ENCODE cell line chromatin state annotations

Roadmap Epigenomics Project sample chromatin state annotations

In Song and Chen (Genome Biology 2015) we developed a software tool, Spectacle, to segment the human genome into chromatin states (enhancer, promoter etc.). In the first link above are chromatin state annotations for the ENCODE Tier 1 and Tier 2 cell lines. In the second link, are chromatin state annotations for all Roadmap Epigenomics Project samples.

Yeast Transcription Factor Motifs

Yeast Transcription Factor Binding Sites

In Chen et al. (Genome Biology and Evolution 2010) we collected position weight matrices for yeast transcription factors from ChiP-chip data from the Young lab and protein binding microarray data from the Bulyk lab. The combined data set is above. Transcription factor binding sites are also accessible in the link above.

PiRNA sequence data from 16 Drosophila melanogaster strains

PiRNA sequence data from 3 human testis samples

Raw sequencing data from Song et al. (Genome Biology and Evolution 2014) on variation in piRNA and transposable element content in strains of D. melanogaster as well as Ha et al. (BMC Genomics 2014) from human testis samples.



Spectacle-Tree is an extension to the Spectacle software program that allows us to process multiple samples related by a known tree. Example data sets would be cell types related by a known developmental lineage or human individuals related by a known family tree. The software can also analyze a single cell type or a cell type assayed in two conditions. From Zhang, Song, Chen, Chaudhuri (NIPS 2015) and Song, Zhang, Chaudhuri, Chen (manuscript, 2015).

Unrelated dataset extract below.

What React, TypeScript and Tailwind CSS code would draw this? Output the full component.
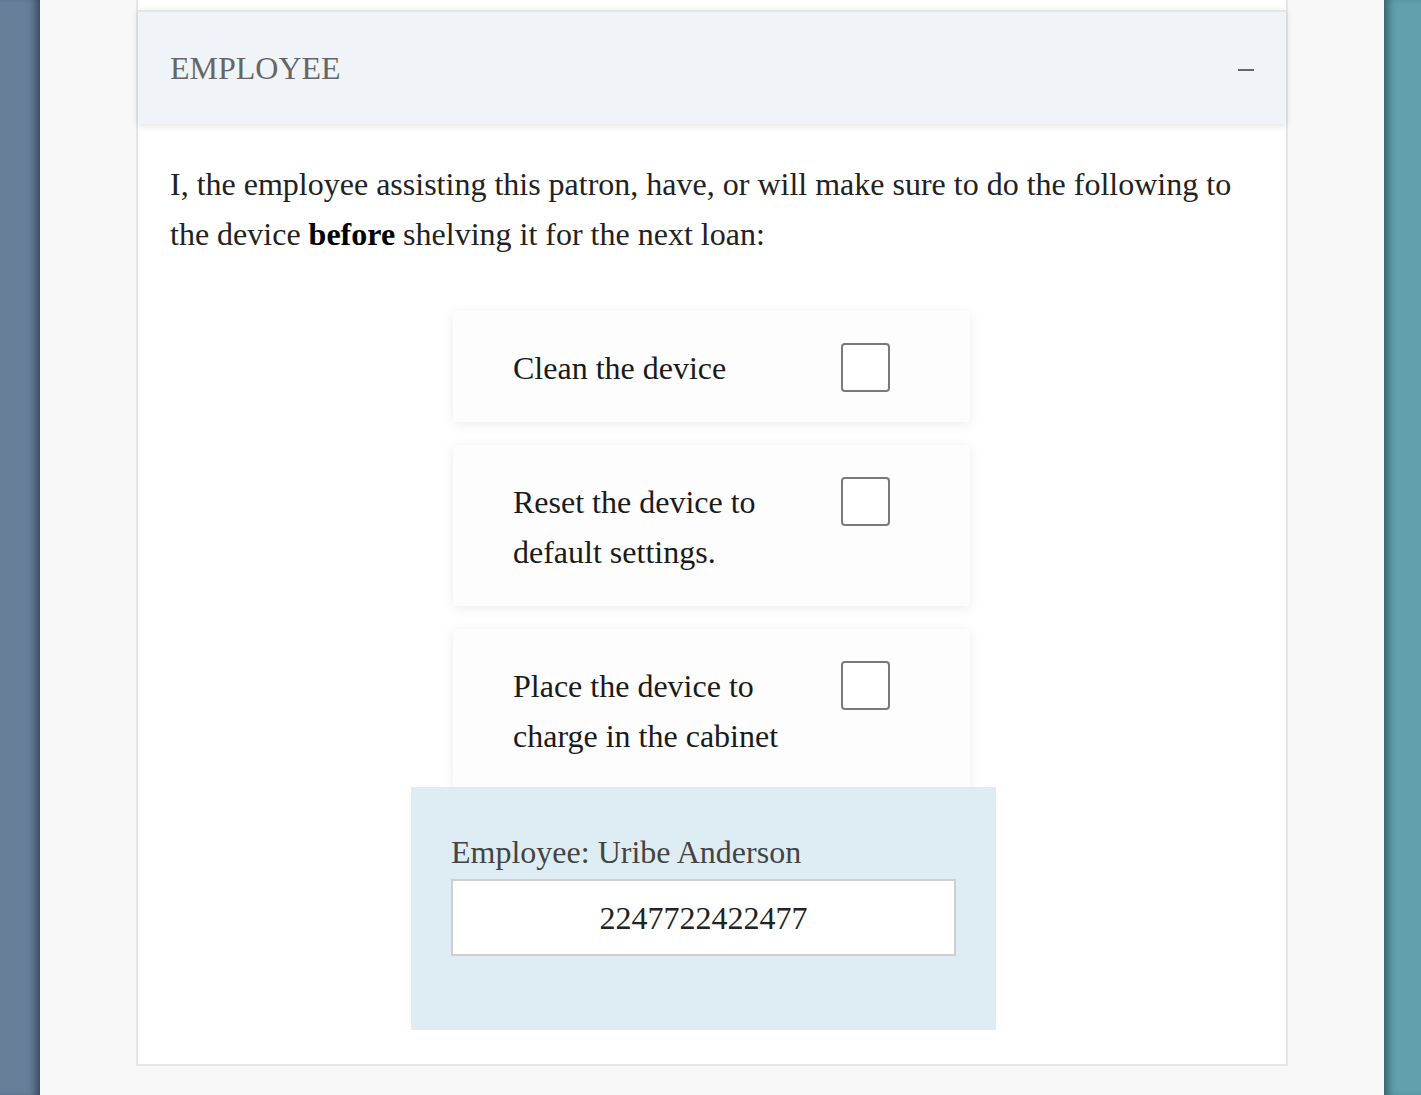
const tasks = [
  { label: "Clean the device", pb: "pb-[29px]" },
  { label: "Reset the device to default settings.", pb: "pb-[29px]" },
  { label: "Place the device to charge in the cabinet", pb: "pb-[26px]" },
];

function ChecklistItem({ label, pb }: { label: string; pb: string }) {
  return (
    <div
      className={`flex items-start bg-[#fdfdfd] pl-[60px] pt-[32px] ${pb} shadow-[0_2px_12px_rgba(0,0,0,0.08)]`}
    >
      <p className="w-[300px] text-[32px] leading-[50px] text-[#1a1a1a]">{label}</p>
      <span className="ml-[28px] block h-[49px] w-[49px] rounded-[4px] border-2 border-[#7a7a7a] bg-white" />
    </div>
  );
}

export default function App() {
  return (
    <div
      className="flex min-h-[1095px] w-full bg-[#f8f8f8]"
      style={{ fontFamily: '"Liberation Serif", "Times New Roman", serif' }}
    >
      <div className="w-[40px] shrink-0 bg-[#677f99] shadow-[inset_-9px_0_8px_-5px_rgba(20,30,50,0.6)]" />

      <main className="flex-1 px-[96px]">
        <section className="border-x-2 border-b-2 border-[#e6e6e6] bg-white pt-[10px] pb-[34px]">
          <header className="flex h-[114px] items-center justify-between border-t-2 border-[#e4e4e4] bg-[#f0f4f8] pl-[32px] pr-[32px] shadow-[0_2px_8px_rgba(0,0,0,0.12)]">
            <h2 className="text-[32px] leading-none text-[#666]">EMPLOYEE</h2>
            <span className="mt-[3px] block h-[2px] w-[16px] bg-[#666]" />
          </header>

          <p className="mt-[35px] px-[32px] text-[32px] leading-[50px] text-[#222]">
            I, the employee assisting this patron, have, or will make sure to do the following to
            the device <strong className="font-bold text-black">before</strong> shelving it for the
            next loan:
          </p>

          <div className="mt-[52px] ml-[315px] flex w-[517px] flex-col gap-[23px]">
            {tasks.map((t) => (
              <ChecklistItem key={t.label} label={t.label} pb={t.pb} />
            ))}
          </div>

          <div className="relative ml-[273px] w-[585px] bg-[#deedf4] px-[40px] pt-[45px] pb-[74px]">
            <label className="block text-[32px] leading-[40px] text-[#444]">
              Employee: Uribe Anderson
            </label>
            <div className="mt-[7px] flex h-[77px] w-[505px] items-center justify-center border-2 border-[#cfcfcf] bg-white text-[32px] text-[#222]">
              2247722422477
            </div>
          </div>
        </section>
      </main>

      <div className="w-[37px] shrink-0 bg-[#62a0ad] shadow-[inset_9px_0_8px_-5px_rgba(20,50,60,0.6)]" />
    </div>
  );
}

Spectacle (Spectral learning for annotating chromatin labels and epigenomes)

Spectacle is a program for annotating chromatin states from histone mark data (e.g. from the ENCODE project). It uses spectral learning for inference of the parameters of a Hidden Markov Model instead of the more commonly used expectation-maximization algorithm. From Song and Chen (Genome Biology 2015).

MixMir (Mixed linear models for microRNA motif finding)

MixMir is a program for finding microRNA motifs using gene expression and 3' UTR sequence data. From Diao et al. (Nucleic Acids Research 2014).

DEEGEP (Density Estimation by Expansions of Gegenbauer Polynomials)

DEEGEP is a simple statistical method for testing for natural selection from a high dimensional (i.e. multiple population) allele frequency spectrum. The method uses a neutral control defined by the user (e.g. intergenic sites) to learn a background neutral distribution. This is accomplished by approximating the density with a finite expansion of Gegenbauer polynomials, inspired by Kimura's classic result in theoretical population genetics. One can then test for natural selection on a second set of putatively functional sites (e.g. microRNAs) by comparing the multi-population allele frequency spectrum to the neutral control.

SLIQ (Simple Linear Inequalities for Contig Scaffolding) 

In Roy et al. (Journal of Computational Biology, 2012) we presented a simple algorithm for filtering out erroneous mate-pairs/pair-end reads and using the remaining pairs to produce scaffolds. The method does not attempt to solve the general genome assembly problem but rather takes as input a set of contigs built by another contig assembly program, such as Velvet (Zerbino and Birney) or Abyss (Simpson et al.).